(Task statement): Drop the pictures and give back word for word the lines from the line holding "Emit a component" to the line holding "X, ChevronUp, ChevronDown", both included.

(Supplied records):
** START **

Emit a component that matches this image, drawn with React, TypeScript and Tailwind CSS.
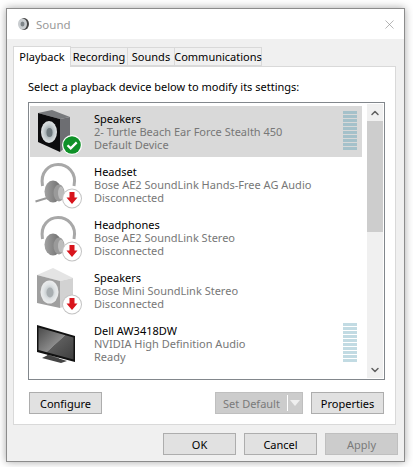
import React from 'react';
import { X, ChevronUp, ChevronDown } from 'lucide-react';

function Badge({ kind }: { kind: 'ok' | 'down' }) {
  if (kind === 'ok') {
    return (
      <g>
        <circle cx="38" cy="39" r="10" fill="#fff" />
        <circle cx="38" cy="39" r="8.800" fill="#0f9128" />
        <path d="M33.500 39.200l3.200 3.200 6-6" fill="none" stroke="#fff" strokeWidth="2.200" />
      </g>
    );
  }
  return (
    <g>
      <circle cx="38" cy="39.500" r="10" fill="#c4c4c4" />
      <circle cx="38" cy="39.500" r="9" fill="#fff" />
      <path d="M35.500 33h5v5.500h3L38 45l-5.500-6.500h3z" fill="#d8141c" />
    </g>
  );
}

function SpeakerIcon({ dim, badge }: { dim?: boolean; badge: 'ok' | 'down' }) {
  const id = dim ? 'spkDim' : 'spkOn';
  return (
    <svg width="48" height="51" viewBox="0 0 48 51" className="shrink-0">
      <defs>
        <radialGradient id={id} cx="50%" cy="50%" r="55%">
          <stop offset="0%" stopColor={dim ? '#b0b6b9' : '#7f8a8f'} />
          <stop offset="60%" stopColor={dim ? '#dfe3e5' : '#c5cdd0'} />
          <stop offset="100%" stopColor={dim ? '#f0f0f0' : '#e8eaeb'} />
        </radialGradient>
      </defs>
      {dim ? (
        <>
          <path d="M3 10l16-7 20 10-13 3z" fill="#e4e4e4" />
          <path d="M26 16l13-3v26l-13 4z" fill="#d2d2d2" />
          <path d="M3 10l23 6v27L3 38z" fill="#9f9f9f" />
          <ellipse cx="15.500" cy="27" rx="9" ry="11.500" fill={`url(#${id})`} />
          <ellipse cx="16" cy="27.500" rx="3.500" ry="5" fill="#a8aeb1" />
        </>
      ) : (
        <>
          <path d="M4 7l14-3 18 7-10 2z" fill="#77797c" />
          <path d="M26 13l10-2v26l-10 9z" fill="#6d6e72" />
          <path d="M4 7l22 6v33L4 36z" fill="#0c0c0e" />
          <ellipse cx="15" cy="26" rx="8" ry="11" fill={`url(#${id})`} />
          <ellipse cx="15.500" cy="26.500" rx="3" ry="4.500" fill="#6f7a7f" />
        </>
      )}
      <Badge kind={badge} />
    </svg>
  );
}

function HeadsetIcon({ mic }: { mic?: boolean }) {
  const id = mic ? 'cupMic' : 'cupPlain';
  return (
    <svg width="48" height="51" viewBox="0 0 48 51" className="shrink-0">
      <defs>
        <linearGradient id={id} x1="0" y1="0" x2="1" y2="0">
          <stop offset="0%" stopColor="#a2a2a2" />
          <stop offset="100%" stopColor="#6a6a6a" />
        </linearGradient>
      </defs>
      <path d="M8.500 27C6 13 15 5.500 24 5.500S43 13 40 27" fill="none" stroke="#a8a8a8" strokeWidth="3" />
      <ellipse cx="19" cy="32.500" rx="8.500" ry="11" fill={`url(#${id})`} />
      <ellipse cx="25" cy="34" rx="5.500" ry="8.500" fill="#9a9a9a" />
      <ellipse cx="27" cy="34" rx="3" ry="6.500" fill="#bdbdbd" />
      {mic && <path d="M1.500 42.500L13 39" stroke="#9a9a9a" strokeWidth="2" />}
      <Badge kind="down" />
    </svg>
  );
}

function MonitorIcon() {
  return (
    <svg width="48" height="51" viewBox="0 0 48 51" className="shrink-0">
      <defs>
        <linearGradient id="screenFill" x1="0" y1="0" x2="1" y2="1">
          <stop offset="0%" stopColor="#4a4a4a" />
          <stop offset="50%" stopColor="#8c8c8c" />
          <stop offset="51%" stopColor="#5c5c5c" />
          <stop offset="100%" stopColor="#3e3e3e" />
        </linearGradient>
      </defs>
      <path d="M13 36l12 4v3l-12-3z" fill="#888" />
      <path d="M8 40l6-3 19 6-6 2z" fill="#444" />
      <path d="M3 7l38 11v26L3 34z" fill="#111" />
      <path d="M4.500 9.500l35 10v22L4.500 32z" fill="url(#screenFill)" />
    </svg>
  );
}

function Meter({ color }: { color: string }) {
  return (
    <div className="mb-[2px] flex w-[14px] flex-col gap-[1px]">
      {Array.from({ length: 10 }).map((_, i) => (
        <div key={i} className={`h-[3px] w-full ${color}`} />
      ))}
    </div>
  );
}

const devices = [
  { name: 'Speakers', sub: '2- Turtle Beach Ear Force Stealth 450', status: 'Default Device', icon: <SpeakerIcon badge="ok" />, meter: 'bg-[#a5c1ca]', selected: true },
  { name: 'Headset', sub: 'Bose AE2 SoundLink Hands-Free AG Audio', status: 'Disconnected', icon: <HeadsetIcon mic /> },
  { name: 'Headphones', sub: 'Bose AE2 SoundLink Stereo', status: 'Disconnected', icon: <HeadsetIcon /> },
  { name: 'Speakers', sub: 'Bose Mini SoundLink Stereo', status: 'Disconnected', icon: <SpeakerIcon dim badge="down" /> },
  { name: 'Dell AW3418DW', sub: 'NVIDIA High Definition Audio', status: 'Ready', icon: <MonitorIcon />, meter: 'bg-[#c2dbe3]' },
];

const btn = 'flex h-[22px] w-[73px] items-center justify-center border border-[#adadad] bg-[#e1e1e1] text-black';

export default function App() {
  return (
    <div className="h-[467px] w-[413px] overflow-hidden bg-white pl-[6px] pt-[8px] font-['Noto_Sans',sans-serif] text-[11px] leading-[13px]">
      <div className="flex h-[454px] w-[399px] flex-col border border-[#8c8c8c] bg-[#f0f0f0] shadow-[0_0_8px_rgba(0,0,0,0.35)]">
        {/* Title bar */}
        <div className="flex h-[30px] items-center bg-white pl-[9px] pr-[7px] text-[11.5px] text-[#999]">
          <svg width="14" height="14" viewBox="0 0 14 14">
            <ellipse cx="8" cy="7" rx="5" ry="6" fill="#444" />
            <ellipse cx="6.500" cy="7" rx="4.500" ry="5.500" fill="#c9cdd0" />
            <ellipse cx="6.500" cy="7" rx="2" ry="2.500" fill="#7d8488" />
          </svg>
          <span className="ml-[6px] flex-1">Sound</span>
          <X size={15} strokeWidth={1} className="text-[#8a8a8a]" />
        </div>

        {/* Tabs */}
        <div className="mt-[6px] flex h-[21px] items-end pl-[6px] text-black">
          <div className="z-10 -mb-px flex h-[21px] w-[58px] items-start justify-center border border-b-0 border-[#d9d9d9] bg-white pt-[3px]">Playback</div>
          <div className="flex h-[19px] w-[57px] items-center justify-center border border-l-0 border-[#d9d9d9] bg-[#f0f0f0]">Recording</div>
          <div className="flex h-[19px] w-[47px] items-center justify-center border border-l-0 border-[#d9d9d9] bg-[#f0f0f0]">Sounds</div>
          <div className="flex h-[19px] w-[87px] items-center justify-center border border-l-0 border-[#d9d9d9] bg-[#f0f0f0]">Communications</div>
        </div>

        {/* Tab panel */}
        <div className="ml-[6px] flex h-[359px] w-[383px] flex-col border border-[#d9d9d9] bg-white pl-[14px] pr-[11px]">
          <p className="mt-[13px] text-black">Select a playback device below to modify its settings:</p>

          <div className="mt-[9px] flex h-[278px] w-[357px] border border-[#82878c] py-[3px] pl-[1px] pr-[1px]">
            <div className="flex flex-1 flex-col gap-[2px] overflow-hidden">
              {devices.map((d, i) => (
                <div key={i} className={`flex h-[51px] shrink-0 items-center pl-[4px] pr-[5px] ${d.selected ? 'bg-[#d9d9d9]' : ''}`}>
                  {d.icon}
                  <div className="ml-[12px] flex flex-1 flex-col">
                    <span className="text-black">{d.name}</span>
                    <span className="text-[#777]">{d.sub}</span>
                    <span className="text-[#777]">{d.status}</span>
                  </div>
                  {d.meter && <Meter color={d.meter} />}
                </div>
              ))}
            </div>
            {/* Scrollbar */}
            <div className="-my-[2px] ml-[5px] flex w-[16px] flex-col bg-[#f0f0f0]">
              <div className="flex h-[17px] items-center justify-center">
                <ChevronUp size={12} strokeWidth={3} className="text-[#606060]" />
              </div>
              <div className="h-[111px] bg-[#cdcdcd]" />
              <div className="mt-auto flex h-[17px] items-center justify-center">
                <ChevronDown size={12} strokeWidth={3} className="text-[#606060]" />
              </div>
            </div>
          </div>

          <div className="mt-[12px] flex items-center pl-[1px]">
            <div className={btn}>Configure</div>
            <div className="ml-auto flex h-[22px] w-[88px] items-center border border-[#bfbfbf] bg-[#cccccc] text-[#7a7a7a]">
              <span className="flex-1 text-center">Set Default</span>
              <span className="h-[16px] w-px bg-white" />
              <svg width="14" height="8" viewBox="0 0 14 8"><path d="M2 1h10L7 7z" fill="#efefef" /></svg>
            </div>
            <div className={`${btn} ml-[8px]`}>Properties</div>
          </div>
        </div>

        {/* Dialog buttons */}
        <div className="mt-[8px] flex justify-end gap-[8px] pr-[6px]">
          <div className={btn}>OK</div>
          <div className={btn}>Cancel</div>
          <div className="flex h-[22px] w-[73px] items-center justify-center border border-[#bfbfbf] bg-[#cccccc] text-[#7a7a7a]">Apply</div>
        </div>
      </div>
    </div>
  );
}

** END **
** START **

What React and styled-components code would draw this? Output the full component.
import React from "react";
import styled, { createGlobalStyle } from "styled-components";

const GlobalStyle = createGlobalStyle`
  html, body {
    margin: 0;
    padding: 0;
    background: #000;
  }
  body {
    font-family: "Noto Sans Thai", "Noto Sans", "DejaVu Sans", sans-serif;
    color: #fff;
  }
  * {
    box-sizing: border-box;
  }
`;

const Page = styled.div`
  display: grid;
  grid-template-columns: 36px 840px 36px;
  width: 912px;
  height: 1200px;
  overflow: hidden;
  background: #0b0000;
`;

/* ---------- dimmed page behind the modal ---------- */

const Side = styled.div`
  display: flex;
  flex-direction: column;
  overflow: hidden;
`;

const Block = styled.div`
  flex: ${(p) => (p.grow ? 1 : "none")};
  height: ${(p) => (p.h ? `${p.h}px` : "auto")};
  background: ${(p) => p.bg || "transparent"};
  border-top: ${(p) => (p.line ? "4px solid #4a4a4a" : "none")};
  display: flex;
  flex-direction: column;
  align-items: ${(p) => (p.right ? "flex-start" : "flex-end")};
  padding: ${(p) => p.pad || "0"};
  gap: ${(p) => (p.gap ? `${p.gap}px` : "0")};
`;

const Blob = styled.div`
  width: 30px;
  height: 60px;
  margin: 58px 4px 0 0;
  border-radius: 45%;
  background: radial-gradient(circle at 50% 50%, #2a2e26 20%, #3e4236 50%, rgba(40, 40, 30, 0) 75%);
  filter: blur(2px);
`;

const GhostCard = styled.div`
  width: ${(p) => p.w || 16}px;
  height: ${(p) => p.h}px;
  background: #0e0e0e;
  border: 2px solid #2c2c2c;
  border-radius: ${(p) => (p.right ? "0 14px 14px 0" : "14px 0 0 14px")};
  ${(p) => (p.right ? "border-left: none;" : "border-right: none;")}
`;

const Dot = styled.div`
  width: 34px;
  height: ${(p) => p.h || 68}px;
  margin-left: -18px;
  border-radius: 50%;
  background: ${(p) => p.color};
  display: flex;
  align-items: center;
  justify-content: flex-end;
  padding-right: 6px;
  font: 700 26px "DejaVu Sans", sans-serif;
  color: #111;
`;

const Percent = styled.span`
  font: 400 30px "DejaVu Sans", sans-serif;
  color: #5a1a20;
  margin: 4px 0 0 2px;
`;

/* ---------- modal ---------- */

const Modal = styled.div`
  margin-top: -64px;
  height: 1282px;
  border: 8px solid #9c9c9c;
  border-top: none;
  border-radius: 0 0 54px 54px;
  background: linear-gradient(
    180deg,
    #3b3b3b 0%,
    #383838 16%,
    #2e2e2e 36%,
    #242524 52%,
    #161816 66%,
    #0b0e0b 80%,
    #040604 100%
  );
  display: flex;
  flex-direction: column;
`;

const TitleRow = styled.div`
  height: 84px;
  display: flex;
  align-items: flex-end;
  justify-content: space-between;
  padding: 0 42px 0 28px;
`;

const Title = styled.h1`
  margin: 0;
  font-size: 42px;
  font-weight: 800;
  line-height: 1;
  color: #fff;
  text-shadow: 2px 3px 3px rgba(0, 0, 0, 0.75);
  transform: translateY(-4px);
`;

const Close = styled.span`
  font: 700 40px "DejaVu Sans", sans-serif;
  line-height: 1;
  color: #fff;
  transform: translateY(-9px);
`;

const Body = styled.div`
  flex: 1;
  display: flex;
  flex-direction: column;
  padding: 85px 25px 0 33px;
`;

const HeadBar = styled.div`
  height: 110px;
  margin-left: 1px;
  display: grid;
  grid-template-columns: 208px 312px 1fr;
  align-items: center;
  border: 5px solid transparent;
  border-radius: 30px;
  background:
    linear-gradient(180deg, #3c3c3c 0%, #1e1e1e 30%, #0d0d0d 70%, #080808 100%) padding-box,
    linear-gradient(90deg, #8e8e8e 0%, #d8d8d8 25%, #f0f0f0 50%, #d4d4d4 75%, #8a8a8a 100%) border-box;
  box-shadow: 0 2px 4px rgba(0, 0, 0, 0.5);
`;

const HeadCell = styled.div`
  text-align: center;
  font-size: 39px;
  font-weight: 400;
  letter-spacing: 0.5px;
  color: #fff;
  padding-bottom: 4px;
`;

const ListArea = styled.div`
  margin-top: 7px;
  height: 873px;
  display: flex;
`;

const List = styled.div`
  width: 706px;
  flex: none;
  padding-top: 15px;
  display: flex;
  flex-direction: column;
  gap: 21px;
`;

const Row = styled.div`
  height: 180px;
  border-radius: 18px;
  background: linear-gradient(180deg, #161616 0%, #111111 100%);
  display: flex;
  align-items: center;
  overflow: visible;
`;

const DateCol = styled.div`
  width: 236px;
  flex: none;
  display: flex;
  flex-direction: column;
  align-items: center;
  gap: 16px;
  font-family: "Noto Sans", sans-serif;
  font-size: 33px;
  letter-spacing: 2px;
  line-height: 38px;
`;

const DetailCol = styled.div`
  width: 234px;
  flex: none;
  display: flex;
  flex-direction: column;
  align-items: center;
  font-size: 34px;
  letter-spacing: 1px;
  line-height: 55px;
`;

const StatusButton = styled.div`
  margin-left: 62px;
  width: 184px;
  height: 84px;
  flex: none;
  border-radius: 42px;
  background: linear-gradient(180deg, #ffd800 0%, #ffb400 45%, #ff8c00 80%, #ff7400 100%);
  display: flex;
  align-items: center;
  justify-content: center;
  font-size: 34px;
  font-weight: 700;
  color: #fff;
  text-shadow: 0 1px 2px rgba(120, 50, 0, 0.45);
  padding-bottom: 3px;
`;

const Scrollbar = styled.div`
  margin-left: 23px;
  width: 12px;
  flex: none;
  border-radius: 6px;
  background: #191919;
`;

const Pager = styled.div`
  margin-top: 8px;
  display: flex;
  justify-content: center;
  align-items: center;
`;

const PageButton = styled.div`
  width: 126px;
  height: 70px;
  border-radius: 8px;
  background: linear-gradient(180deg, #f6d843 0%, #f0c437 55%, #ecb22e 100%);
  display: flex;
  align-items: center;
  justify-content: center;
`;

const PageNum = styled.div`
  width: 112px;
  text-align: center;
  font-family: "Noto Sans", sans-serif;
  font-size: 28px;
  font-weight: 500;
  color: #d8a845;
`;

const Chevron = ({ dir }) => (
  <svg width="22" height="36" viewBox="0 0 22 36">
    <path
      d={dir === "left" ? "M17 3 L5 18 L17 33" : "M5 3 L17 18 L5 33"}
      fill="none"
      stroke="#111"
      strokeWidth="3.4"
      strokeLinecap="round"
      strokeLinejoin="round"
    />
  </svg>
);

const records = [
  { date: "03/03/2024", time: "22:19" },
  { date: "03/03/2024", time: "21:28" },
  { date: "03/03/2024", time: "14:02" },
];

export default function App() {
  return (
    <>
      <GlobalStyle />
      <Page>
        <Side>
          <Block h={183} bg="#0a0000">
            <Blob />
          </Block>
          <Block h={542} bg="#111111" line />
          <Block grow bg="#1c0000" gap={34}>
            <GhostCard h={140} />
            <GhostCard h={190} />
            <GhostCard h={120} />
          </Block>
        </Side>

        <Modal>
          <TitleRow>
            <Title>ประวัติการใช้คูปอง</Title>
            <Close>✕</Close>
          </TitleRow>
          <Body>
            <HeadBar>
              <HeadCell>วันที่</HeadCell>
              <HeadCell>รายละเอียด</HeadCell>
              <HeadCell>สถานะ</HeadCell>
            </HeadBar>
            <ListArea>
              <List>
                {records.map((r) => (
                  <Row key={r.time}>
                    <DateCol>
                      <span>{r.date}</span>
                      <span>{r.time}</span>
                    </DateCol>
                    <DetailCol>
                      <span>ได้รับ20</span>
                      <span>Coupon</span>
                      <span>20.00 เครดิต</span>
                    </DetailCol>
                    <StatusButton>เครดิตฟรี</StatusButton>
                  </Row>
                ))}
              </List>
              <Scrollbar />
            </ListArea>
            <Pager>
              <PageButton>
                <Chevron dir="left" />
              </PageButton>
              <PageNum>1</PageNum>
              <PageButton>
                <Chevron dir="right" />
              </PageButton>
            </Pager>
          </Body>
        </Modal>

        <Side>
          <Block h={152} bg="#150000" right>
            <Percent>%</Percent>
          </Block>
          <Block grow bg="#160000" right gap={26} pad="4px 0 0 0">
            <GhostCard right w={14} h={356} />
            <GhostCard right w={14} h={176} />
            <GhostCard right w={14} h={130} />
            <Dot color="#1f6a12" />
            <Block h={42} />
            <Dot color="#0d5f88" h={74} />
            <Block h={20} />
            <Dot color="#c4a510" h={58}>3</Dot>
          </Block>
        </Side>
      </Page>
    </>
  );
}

** END **
** START **

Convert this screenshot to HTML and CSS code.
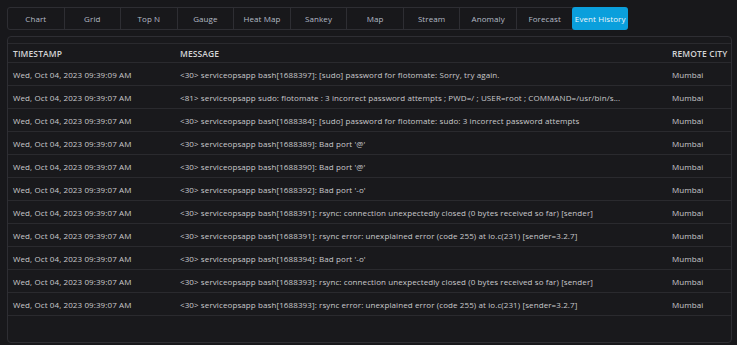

** END **

(Completed exercise):
Emit a component that matches this image, drawn with React, TypeScript and Tailwind CSS.
import React from 'react';
import { X, ChevronUp, ChevronDown } from 'lucide-react';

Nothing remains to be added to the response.